_What is expected_
All of the data below should be written out exactly.

_Source material_

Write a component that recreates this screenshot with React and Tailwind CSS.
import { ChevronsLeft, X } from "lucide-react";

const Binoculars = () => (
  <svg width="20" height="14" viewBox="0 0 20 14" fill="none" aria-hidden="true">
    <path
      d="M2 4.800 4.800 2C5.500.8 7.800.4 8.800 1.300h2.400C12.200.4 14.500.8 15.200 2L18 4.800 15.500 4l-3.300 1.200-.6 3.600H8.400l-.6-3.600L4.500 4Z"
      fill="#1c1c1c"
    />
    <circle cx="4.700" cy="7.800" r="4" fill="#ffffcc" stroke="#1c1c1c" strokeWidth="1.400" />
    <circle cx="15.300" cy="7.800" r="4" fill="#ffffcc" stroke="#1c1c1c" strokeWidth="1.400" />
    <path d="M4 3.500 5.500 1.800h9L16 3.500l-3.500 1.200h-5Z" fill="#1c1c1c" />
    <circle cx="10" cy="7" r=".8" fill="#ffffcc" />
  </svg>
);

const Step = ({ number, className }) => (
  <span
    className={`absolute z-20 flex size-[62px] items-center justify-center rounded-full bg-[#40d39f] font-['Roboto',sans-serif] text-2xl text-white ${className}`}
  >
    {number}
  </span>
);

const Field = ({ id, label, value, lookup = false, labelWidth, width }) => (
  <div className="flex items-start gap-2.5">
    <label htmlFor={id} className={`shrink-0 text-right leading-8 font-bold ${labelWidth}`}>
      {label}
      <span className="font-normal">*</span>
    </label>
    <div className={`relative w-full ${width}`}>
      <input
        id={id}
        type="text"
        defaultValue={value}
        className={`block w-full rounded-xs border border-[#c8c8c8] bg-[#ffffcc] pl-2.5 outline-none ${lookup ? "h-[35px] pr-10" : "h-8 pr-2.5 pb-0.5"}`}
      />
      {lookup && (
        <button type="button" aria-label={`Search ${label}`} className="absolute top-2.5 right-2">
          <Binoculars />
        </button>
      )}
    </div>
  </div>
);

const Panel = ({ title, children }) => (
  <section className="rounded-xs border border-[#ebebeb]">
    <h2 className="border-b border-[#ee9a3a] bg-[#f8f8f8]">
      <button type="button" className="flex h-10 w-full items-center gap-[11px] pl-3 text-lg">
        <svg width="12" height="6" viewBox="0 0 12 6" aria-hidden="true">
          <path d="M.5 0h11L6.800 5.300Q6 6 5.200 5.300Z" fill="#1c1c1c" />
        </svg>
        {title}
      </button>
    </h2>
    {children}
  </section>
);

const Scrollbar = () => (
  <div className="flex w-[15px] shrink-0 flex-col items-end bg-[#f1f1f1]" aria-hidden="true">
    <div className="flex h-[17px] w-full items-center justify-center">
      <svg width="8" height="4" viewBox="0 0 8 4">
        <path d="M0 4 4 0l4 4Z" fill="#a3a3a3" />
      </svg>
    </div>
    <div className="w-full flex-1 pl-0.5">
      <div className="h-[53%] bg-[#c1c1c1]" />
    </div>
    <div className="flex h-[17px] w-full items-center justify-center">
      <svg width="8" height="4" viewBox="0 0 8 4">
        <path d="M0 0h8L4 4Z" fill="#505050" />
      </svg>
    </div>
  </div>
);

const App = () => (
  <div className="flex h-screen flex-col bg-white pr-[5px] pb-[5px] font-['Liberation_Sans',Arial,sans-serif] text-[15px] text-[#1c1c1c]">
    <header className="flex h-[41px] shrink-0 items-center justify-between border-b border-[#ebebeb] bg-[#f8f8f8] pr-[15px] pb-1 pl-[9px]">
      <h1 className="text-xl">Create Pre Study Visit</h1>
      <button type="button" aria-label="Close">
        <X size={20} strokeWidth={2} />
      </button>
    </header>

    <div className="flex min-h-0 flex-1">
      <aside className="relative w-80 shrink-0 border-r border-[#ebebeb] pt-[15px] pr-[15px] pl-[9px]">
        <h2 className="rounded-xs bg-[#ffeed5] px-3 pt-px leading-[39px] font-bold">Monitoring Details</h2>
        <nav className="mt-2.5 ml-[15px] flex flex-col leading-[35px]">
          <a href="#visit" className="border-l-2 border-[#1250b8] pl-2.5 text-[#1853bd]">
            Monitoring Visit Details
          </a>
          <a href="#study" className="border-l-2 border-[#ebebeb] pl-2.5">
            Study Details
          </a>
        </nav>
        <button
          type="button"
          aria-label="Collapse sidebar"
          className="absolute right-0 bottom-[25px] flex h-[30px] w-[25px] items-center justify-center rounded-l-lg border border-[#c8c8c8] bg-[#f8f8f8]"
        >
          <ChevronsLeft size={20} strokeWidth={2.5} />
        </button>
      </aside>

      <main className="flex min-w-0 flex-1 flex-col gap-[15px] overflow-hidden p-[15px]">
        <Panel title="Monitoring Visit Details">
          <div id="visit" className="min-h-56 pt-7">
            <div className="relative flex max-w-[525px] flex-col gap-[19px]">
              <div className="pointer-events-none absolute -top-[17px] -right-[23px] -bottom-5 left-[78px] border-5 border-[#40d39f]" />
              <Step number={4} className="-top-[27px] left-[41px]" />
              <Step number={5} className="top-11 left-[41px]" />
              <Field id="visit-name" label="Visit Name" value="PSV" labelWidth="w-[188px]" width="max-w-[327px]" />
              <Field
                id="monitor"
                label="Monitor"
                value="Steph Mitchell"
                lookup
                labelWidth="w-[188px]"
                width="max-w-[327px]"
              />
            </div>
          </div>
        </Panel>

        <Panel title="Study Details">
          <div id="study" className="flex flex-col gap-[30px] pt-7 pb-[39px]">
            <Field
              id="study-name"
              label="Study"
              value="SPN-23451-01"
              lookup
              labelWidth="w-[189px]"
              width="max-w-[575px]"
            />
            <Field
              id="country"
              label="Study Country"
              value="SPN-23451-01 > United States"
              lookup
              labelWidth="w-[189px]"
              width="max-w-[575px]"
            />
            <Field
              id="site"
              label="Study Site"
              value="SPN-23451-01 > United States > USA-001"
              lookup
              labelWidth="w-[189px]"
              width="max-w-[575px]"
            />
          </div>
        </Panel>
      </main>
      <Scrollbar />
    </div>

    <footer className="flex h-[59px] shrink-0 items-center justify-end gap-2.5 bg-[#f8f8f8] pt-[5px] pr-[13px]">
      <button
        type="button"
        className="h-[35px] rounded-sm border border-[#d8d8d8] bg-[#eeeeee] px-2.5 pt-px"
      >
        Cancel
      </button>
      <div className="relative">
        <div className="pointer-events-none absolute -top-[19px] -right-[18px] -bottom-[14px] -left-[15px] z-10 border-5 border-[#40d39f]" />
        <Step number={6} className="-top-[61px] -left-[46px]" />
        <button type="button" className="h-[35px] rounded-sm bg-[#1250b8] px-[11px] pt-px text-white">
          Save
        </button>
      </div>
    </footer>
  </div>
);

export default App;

_The completed task_
Write a component that recreates this screenshot with React and Tailwind CSS.
import { ChevronsLeft, X } from "lucide-react";

const Binoculars = () => (
  <svg width="20" height="14" viewBox="0 0 20 14" fill="none" aria-hidden="true">
    <path
      d="M2 4.800 4.800 2C5.500.8 7.800.4 8.800 1.300h2.400C12.200.4 14.500.8 15.200 2L18 4.800 15.500 4l-3.300 1.200-.6 3.600H8.400l-.6-3.600L4.500 4Z"
      fill="#1c1c1c"
    />
    <circle cx="4.700" cy="7.800" r="4" fill="#ffffcc" stroke="#1c1c1c" strokeWidth="1.400" />
    <circle cx="15.300" cy="7.800" r="4" fill="#ffffcc" stroke="#1c1c1c" strokeWidth="1.400" />
    <path d="M4 3.500 5.500 1.800h9L16 3.500l-3.500 1.200h-5Z" fill="#1c1c1c" />
    <circle cx="10" cy="7" r=".8" fill="#ffffcc" />
  </svg>
);

const Step = ({ number, className }) => (
  <span
    className={`absolute z-20 flex size-[62px] items-center justify-center rounded-full bg-[#40d39f] font-['Roboto',sans-serif] text-2xl text-white ${className}`}
  >
    {number}
  </span>
);

const Field = ({ id, label, value, lookup = false, labelWidth, width }) => (
  <div className="flex items-start gap-2.5">
    <label htmlFor={id} className={`shrink-0 text-right leading-8 font-bold ${labelWidth}`}>
      {label}
      <span className="font-normal">*</span>
    </label>
    <div className={`relative w-full ${width}`}>
      <input
        id={id}
        type="text"
        defaultValue={value}
        className={`block w-full rounded-xs border border-[#c8c8c8] bg-[#ffffcc] pl-2.5 outline-none ${lookup ? "h-[35px] pr-10" : "h-8 pr-2.5 pb-0.5"}`}
      />
      {lookup && (
        <button type="button" aria-label={`Search ${label}`} className="absolute top-2.5 right-2">
          <Binoculars />
        </button>
      )}
    </div>
  </div>
);

const Panel = ({ title, children }) => (
  <section className="rounded-xs border border-[#ebebeb]">
    <h2 className="border-b border-[#ee9a3a] bg-[#f8f8f8]">
      <button type="button" className="flex h-10 w-full items-center gap-[11px] pl-3 text-lg">
        <svg width="12" height="6" viewBox="0 0 12 6" aria-hidden="true">
          <path d="M.5 0h11L6.800 5.300Q6 6 5.200 5.300Z" fill="#1c1c1c" />
        </svg>
        {title}
      </button>
    </h2>
    {children}
  </section>
);

const Scrollbar = () => (
  <div className="flex w-[15px] shrink-0 flex-col items-end bg-[#f1f1f1]" aria-hidden="true">
    <div className="flex h-[17px] w-full items-center justify-center">
      <svg width="8" height="4" viewBox="0 0 8 4">
        <path d="M0 4 4 0l4 4Z" fill="#a3a3a3" />
      </svg>
    </div>
    <div className="w-full flex-1 pl-0.5">
      <div className="h-[53%] bg-[#c1c1c1]" />
    </div>
    <div className="flex h-[17px] w-full items-center justify-center">
      <svg width="8" height="4" viewBox="0 0 8 4">
        <path d="M0 0h8L4 4Z" fill="#505050" />
      </svg>
    </div>
  </div>
);

const App = () => (
  <div className="flex h-screen flex-col bg-white pr-[5px] pb-[5px] font-['Liberation_Sans',Arial,sans-serif] text-[15px] text-[#1c1c1c]">
    <header className="flex h-[41px] shrink-0 items-center justify-between border-b border-[#ebebeb] bg-[#f8f8f8] pr-[15px] pb-1 pl-[9px]">
      <h1 className="text-xl">Create Pre Study Visit</h1>
      <button type="button" aria-label="Close">
        <X size={20} strokeWidth={2} />
      </button>
    </header>

    <div className="flex min-h-0 flex-1">
      <aside className="relative w-80 shrink-0 border-r border-[#ebebeb] pt-[15px] pr-[15px] pl-[9px]">
        <h2 className="rounded-xs bg-[#ffeed5] px-3 pt-px leading-[39px] font-bold">Monitoring Details</h2>
        <nav className="mt-2.5 ml-[15px] flex flex-col leading-[35px]">
          <a href="#visit" className="border-l-2 border-[#1250b8] pl-2.5 text-[#1853bd]">
            Monitoring Visit Details
          </a>
          <a href="#study" className="border-l-2 border-[#ebebeb] pl-2.5">
            Study Details
          </a>
        </nav>
        <button
          type="button"
          aria-label="Collapse sidebar"
          className="absolute right-0 bottom-[25px] flex h-[30px] w-[25px] items-center justify-center rounded-l-lg border border-[#c8c8c8] bg-[#f8f8f8]"
        >
          <ChevronsLeft size={20} strokeWidth={2.5} />
        </button>
      </aside>

      <main className="flex min-w-0 flex-1 flex-col gap-[15px] overflow-hidden p-[15px]">
        <Panel title="Monitoring Visit Details">
          <div id="visit" className="min-h-56 pt-7">
            <div className="relative flex max-w-[525px] flex-col gap-[19px]">
              <div className="pointer-events-none absolute -top-[17px] -right-[23px] -bottom-5 left-[78px] border-5 border-[#40d39f]" />
              <Step number={4} className="-top-[27px] left-[41px]" />
              <Step number={5} className="top-11 left-[41px]" />
              <Field id="visit-name" label="Visit Name" value="PSV" labelWidth="w-[188px]" width="max-w-[327px]" />
              <Field
                id="monitor"
                label="Monitor"
                value="Steph Mitchell"
                lookup
                labelWidth="w-[188px]"
                width="max-w-[327px]"
              />
            </div>
          </div>
        </Panel>

        <Panel title="Study Details">
          <div id="study" className="flex flex-col gap-[30px] pt-7 pb-[39px]">
            <Field
              id="study-name"
              label="Study"
              value="SPN-23451-01"
              lookup
              labelWidth="w-[189px]"
              width="max-w-[575px]"
            />
            <Field
              id="country"
              label="Study Country"
              value="SPN-23451-01 > United States"
              lookup
              labelWidth="w-[189px]"
              width="max-w-[575px]"
            />
            <Field
              id="site"
              label="Study Site"
              value="SPN-23451-01 > United States > USA-001"
              lookup
              labelWidth="w-[189px]"
              width="max-w-[575px]"
            />
          </div>
        </Panel>
      </main>
      <Scrollbar />
    </div>

    <footer className="flex h-[59px] shrink-0 items-center justify-end gap-2.5 bg-[#f8f8f8] pt-[5px] pr-[13px]">
      <button
        type="button"
        className="h-[35px] rounded-sm border border-[#d8d8d8] bg-[#eeeeee] px-2.5 pt-px"
      >
        Cancel
      </button>
      <div className="relative">
        <div className="pointer-events-none absolute -top-[19px] -right-[18px] -bottom-[14px] -left-[15px] z-10 border-5 border-[#40d39f]" />
        <Step number={6} className="-top-[61px] -left-[46px]" />
        <button type="button" className="h-[35px] rounded-sm bg-[#1250b8] px-[11px] pt-px text-white">
          Save
        </button>
      </div>
    </footer>
  </div>
);

export default App;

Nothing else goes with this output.